To me, that's like driving a Ferrari into a farmer's plough field at full speed and expect everything to just flow perfectly with a smooth ride.


It occurs to me that this expectation gap might be due to age. I came up through the 1960's and 70's and 80's when cars were not that reliable, for example. Most cars had some sort of major flaw immediately right out of the factory. In fact, the Initial Quality Survey was measuring the cars' quality based on how MANY flaws cars had as brand new units rolling off the factory line. Some flaws were EXPECTED with every new car. Then by 50,000 miles, they were tired and barely operating. By 80,000 miles they were completely dead. Lots of cars only had a 50% chance of starting in cold weather.
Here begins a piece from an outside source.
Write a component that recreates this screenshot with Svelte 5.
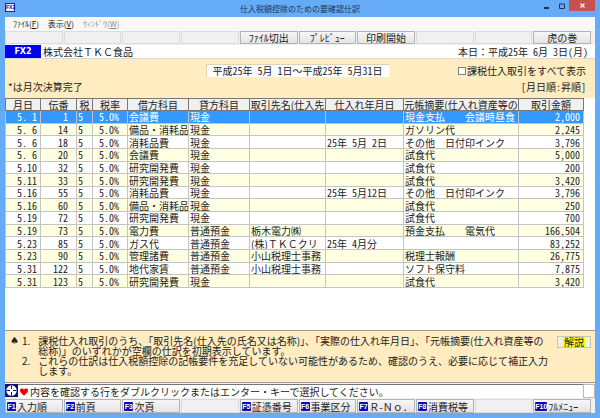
<script>
	const tools = ['', '', '', '', 'ﾌｧｲﾙ切出', 'ﾌﾟﾚﾋﾞｭｰ', '印刷開始', '', '', '虎の巻'];

	const keys = [
		['F1', '入力順'],
		['F2', '前頁'],
		['F3', '次頁'],
		null,
		['F5', '証憑番号'],
		['F6', '事業区分'],
		['F7', 'Ｒ-Ｎｏ．'],
		['F8', '消費税等'],
		null,
		['F10', 'ﾌﾙﾒﾆｭｰ']
	];

	const columns = [
		{ label: '月日', name: 'date' },
		{ label: '伝番', name: 'slip' },
		{ label: '税', name: 'tax' },
		{ label: '税率', name: 'rate' },
		{ label: '借方科目', name: 'debit' },
		{ label: '貸方科目', name: 'credit' },
		{ label: '取引先名(仕入先', name: 'partner' },
		{ label: '仕入れ年月日', name: 'bought' },
		{ label: '元帳摘要(仕入れ資産等の', name: 'memo' },
		{ label: '取引金額', name: 'amount' }
	];

	const rows = [
		['5. 1', '1', '5', '5.0%', '会議費', '現金', '', '', '現金支払　　会議時昼食', '2,000'],
		['5. 6', '14', '5', '5.0%', '備品・消耗品', '現金', '', '', 'ガソリン代', '2,245'],
		['5. 6', '18', '5', '5.0%', '消耗品費', '現金', '', '25年 5月 2日', 'その他　日付印インク', '3,796'],
		['5. 6', '20', '5', '5.0%', '会議費', '現金', '', '', '試食代', '5,000'],
		['5.10', '32', '5', '5.0%', '研究開発費', '現金', '', '', '試食代', '200'],
		['5.11', '33', '5', '5.0%', '研究開発費', '現金', '', '', '試食代', '3,420'],
		['5.16', '55', '5', '5.0%', '消耗品費', '現金', '', '25年 5月12日', 'その他　日付印インク', '3,796'],
		['5.16', '60', '5', '5.0%', '備品・消耗品', '現金', '', '', '試食代', '250'],
		['5.19', '72', '5', '5.0%', '研究開発費', '現金', '', '', '試食代', '700'],
		['5.19', '73', '5', '5.0%', '電力費', '普通預金', '栃木電力㈱', '', '預金支払　　電気代', '166,504'],
		['5.23', '85', '5', '5.0%', 'ガス代', '普通預金', '(株)ＴＫＣクリ', '25年 4月分', '', '83,252'],
		['5.23', '90', '5', '5.0%', '管理諸費', '普通預金', '小山税理士事務', '', '税理士報酬', '26,775'],
		['5.31', '122', '5', '5.0%', '地代家賃', '普通預金', '小山税理士事務', '', 'ソフト保守料', '7,875'],
		['5.31', '123', '5', '5.0%', '研究開発費', '現金', '', '', '試食代', '3,420']
	];

	let selected = $state(0);
	let showAll = $state(false);
</script>

<div class="window">
	<header class="titlebar">
		<span class="app-icon">FX2</span>
		<h1>仕入税額控除のための要確認仕訳</h1>
		<div class="controls">
			<button aria-label="最小化">
				<svg width="6" height="8" viewBox="0 0 6 8"><path d="M0 6h5" stroke="#16345c" stroke-width="2" /></svg>
			</button>
			<button aria-label="最大化">
				<svg width="6" height="6" viewBox="0 0 6 6"><path d="M.5 1h5v4.5h-5z" fill="none" stroke="#16345c" /></svg>
			</button>
			<button class="close" aria-label="閉じる">
				<svg width="5" height="5" viewBox="0 0 5 5"><path d="M.5.5l4 4M4.5.5l-4 4" stroke="#fff" stroke-width="1.2" /></svg>
			</button>
		</div>
	</header>

	<main>
		<nav class="menu">
			<button>ﾌｧｲﾙ(<u>F</u>)</button>
			<button>表示(<u>V</u>)</button>
			<button disabled>ｳｨﾝﾄﾞｳ(<u>W</u>)</button>
		</nav>

		<div class="bar">
			{#each tools as tool}
				{#if tool}
					<button class="tool">{tool}</button>
				{:else}
					<span class="blank"></span>
				{/if}
			{/each}
		</div>

		<div class="company">
			<b>FX2</b>
			<span class="name">株式会社ＴＫＣ食品</span>
			<span class="today">本日：<span class="half"> 平成25年 6月 3日(月)</span></span>
		</div>

		<section class="filter">
			<div class="period"><span class="half">平成25年 5月 1日</span>～<span class="half">平成25年 5月31日</span></div>
			<label class="all"><input type="checkbox" bind:checked={showAll} />課税仕入取引をすべて表示</label>
			<span class="closed">*は月次決算完了</span>
			<span class="order half">[月日順:昇順]</span>
		</section>

		<section class="list">
			<table>
				<colgroup>
					{#each columns as column}
						<col class="col-{column.name}" />
					{/each}
				</colgroup>
				<thead>
					<tr>
						{#each columns as column}
							<th>{column.label}</th>
						{/each}
					</tr>
				</thead>
				<tbody>
					{#each rows as row, i}
						<tr class:selected={i === selected} onclick={() => (selected = i)}>
							{#each row as cell, c}
								<td class={columns[c].name}>{cell}</td>
							{/each}
						</tr>
					{/each}
				</tbody>
			</table>
		</section>

		<section class="notes">
			<span class="spade">♠</span>
			<ol>
				<li><span>1.</span><span>課税仕入れ取引のうち、「取引先名(仕入先の氏名又は名称)」、「実際の仕入れ年月日」、「元帳摘要(仕入れ資産等の<br />総称)」のいずれかが空欄の仕訳を初期表示しています。</span></li>
				<li><span>2.</span><span>これらの仕訳は仕入税額控除の記帳要件を充足していない可能性があるため、確認のうえ、必要に応じて補正入力<br />します。</span></li>
			</ol>
			<button class="help"><span>解説</span></button>
		</section>

		<div class="status">
			<svg class="target" width="13" height="13" viewBox="0 0 13 13">
				<path d="M0 0h13v13H0z" fill="#101078" />
				<circle cx="6.5" cy="6.5" r="5.2" fill="#fff" />
				<path d="M6.5 1.5v10M1.5 6.5h10" stroke="#101060" />
				<path d="M5 6.5h3M6.5 5v3" stroke="#fff" />
			</svg>
			<p>
				<svg width="8" height="8" viewBox="0 0 8 8"><path d="M4 7.8C2.6 6 0 4.6 0 2.4 0 .2 3 0 4 1.9 5 0 8 .2 8 2.4 8 4.6 5.4 6 4 7.8z" fill="#e80000" /></svg>
				<span>内容を確認する行をダブルクリックまたはエンター・キーで選択してください。</span>
			</p>
			<span class="grip"></span>
		</div>

		<footer class="bar keys">
			{#each keys as key}
				{#if key}
					<button class="key"><kbd>{key[0]}</kbd>{key[1]}</button>
				{:else}
					<span class="blank"></span>
				{/if}
			{/each}
		</footer>
	</main>
</div>

<style>
	:global(body) {
		background: #66abf5;
	}

	.window {
		font: 10px/12px 'Noto Sans CJK JP', sans-serif;
		color: #222;
		background: #66abf5;
		padding: 0 5px 5px;
	}

	button {
		font: inherit;
		color: inherit;
		padding: 0;
		border: 0;
		background: none;
		white-space: nowrap;
	}

	/* half-width latin glyphs, so digits keep to the character grid */
	.half,
	.date,
	.slip,
	.tax,
	.rate,
	.bought,
	.amount {
		font-feature-settings: 'hwid';
		white-space: pre;
	}

	.titlebar {
		display: flex;
		position: relative;
		align-items: center;
		justify-content: center;
		height: 17px;
	}

	h1 {
		margin: 0;
		font-size: 8px;
		font-weight: 400;
		color: #16345c;
	}

	.app-icon {
		position: absolute;
		left: 0;
		top: 3px;
		width: 8px;
		border: 1px solid #2222a0;
		background: #eef;
		color: #1010a0;
		font: bold 5px/7px 'Liberation Sans', sans-serif;
		text-align: center;
	}

	.controls {
		position: absolute;
		display: flex;
		right: 0;
		top: 0;
	}

	.controls button {
		display: flex;
		align-items: center;
		justify-content: center;
		width: 15px;
		height: 11px;
	}

	.controls .close {
		width: 26px;
		background: #c8504f;
	}

	main {
		background: #f0f0f0;
	}

	.menu {
		display: flex;
		gap: 9px;
		height: 14px;
		padding-left: 8px;
		background: #f7f7f7;
	}

	.menu button {
		font-size: 8px;
	}

	.menu button:disabled {
		color: #8d8d8d;
	}

	.bar {
		display: grid;
		grid-template-columns: repeat(10, minmax(0, 1fr));
		gap: 1px;
		height: 13px;
		padding-right: 4px;
	}

	.bar button {
		border: 1px solid #b4b4b4;
		background: linear-gradient(#f6f6f6, #e4e4e4);
		line-height: 11px;
	}

	.blank {
		border: 1px solid #dcdcdc;
		background: #f0f0f0;
	}

	.company {
		display: flex;
		align-items: center;
		height: 13px;
		margin-top: 1px;
		padding-right: 7px;
		background: #fff;
		border-bottom: 1px solid #d8d8d8;
	}

	.company b {
		width: 36px;
		background: #0000f0;
		color: #fff;
		font: bold 8px/13px 'DejaVu Sans', sans-serif;
		text-align: center;
	}

	.name {
		margin-left: 2px;
	}

	.today {
		margin-left: auto;
	}

	.filter {
		display: grid;
		grid-template-columns: 1fr 183px 1fr;
		row-gap: 4px;
		padding: 5px 9px 5px 3px;
		background: #ffecc0;
	}

	.period {
		grid-column: 2;
		height: 13px;
		box-sizing: border-box;
		border: 1px solid #ddd3b8;
		border-right: 0;
		border-bottom: 0;
		background: #fff;
		text-align: center;
	}

	.all {
		display: flex;
		align-items: center;
		justify-content: flex-end;
		gap: 1px;
	}

	.all input {
		appearance: none;
		width: 8px;
		height: 8px;
		margin: 0;
		border: 1px solid #808080;
		background: #fff;
	}

	.all input:checked {
		background: #0000f0;
	}

	.order {
		grid-column: 3;
		text-align: right;
	}

	.list {
		height: 232px;
		padding-right: 12px;
		background: #fff;
	}

	table {
		width: 100%;
		height: 190px;
		table-layout: fixed;
		border-collapse: collapse;
	}

	.col-date {
		width: 35px;
	}

	.col-slip {
		width: 36px;
	}

	.col-tax {
		width: 16px;
	}

	.col-rate {
		width: 35px;
	}

	.col-debit,
	.col-credit {
		width: 61px;
	}

	.col-partner {
		width: 76px;
	}

	.col-bought {
		width: 78px;
	}

	.col-memo {
		width: 115px;
	}

	.col-amount {
		width: 65px;
	}

	th,
	td {
		padding: 0;
		line-height: 11px;
		white-space: pre;
		overflow: hidden;
		border: 1px solid #c4c4c4;
	}

	th {
		border-color: #777;
		background: #f0f0f0;
		font-weight: 400;
	}

	td {
		padding-left: 1px;
	}

	tbody tr:nth-child(even) {
		background: #ffffe1;
	}

	tbody tr.selected {
		background: #3399ff;
		color: #fff;
	}

	.date,
	.amount {
		padding-right: 3px;
		text-align: right;
	}

	.slip,
	.rate {
		padding-right: 8px;
		text-align: right;
	}

	.notes {
		display: flex;
		align-items: flex-start;
		gap: 4px;
		padding: 5px 4px 6px 5px;
		border-top: 1px solid #999;
		border-bottom: 1px solid #999;
		background: #ffecc0;
		line-height: 10px;
	}

	.spade {
		width: 8px;
		font-family: 'DejaVu Sans', sans-serif;
	}

	.notes ol {
		flex: 1;
		min-width: 0;
		margin: 0;
		padding: 0;
		list-style: none;
		white-space: nowrap;
	}

	.notes li {
		display: flex;
		gap: 8px;
	}

	.help {
		flex: none;
		width: 34px;
		height: 12px;
		border: 1px solid #c8c8a8;
		background: #f0f0e0;
		line-height: 10px;
	}

	.help span {
		display: block;
		margin: 0 5px;
		background: #ffff00;
	}

	.status {
		display: flex;
		height: 14px;
		margin: 1px 0;
	}

	.status p {
		display: flex;
		flex: 1;
		align-items: center;
		gap: 2px;
		margin: 0;
		padding-left: 2px;
		border-top: 1px solid #777;
		background: #fff;
	}

	.grip {
		width: 10px;
		border: 1px solid #b8b8b8;
		background: #fff;
	}

	.keys {
		height: 14px;
	}

	.key {
		display: flex;
		align-items: center;
		gap: 1px;
		padding-left: 1px;
	}

	kbd {
		min-width: 9px;
		border-radius: 1px;
		background: #0a0ab4;
		color: #fff;
		font: bold 7px/9px 'Liberation Sans Narrow', 'Liberation Sans', sans-serif;
		text-align: center;
	}
</style>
With many Chryslers from the 60's, for example, you needed to open the hood, take off the air filter and jam a screwdriver down into the carburetor to hold the choke open while you tried starting the car. That sort of thing.


Nothing ever worked as advertised. Least of all computer software. In the 80's when personal computers were just getting started, it seemed like things worked as expected about 25% of the time. If that. Almost everything was incompatible all of the time. Every time one package upgraded, you had no idea whether any other packages would work with it. Or with your hardware. There were just too many untested variables, and it seems, a lack of industry standards to adhere to.

You wanted a new graphics program. So you buy the software and suddenly realize you need a new graphics card with more memory and a faster GPU chip to run it. So you buy that. Then you realize you need a new monitor because its not compatible with the graphics card. So you buy that. Then you realize that you need a processor chip upgrade to be compatible. And then these all work, but now suddenly all your other software doesn't work with the new hardware, so now you have to start upgrading all your software packages one at a time. And it costs a fortune to do all this upgrading. And it takes months. And during that time, some other aspect needs upgrading and now you're doing it all over again. I remember paying $500 for a 10 meg (not gig) hard drive as a second drive to expand into. Everything was expensive. My computer was $11,000 worth of hardware. The graphics card alone was over $2,000.


That was just how it was. With everything. You buy a new toaster, it might work. 90% chance on something simple like that. But if it's a toaster oven, well then that chance drops to about 60% that it would work for more than 3 months. The ding stops dinging, or it stops too early and you have to start it again, or too late and it burns, etc. I remember in the era before me, if people went on a road trip, they just naturally expected to get a flat tire or two. It happened all the time. Part of learning to drive meant learning to change a flat tire.


You just expected things to only work marginally or briefly. Now, at this age, with complicated things like recording software on a laptop, I still only expect that the core functions will only work about 75% of the time. So you take steps to mitigate and reduce loss. But in the instruction videos I see online, they just happily jump into any situation taking no backups or copies and start changes that will destroy all the recorded work if they fail. To me, that's like running into highway traffic without even looking.


One repeating problem I'm having these days is that the basic File Manager tool for windows stops working. It goes into some sort of loop and stalls. Other software keeps working, but I can't move things around, I can't make backup copies, etc. It's a fundamental basic function of the operating system, but yet it fails. I might have to reboot 30 times to get it working again.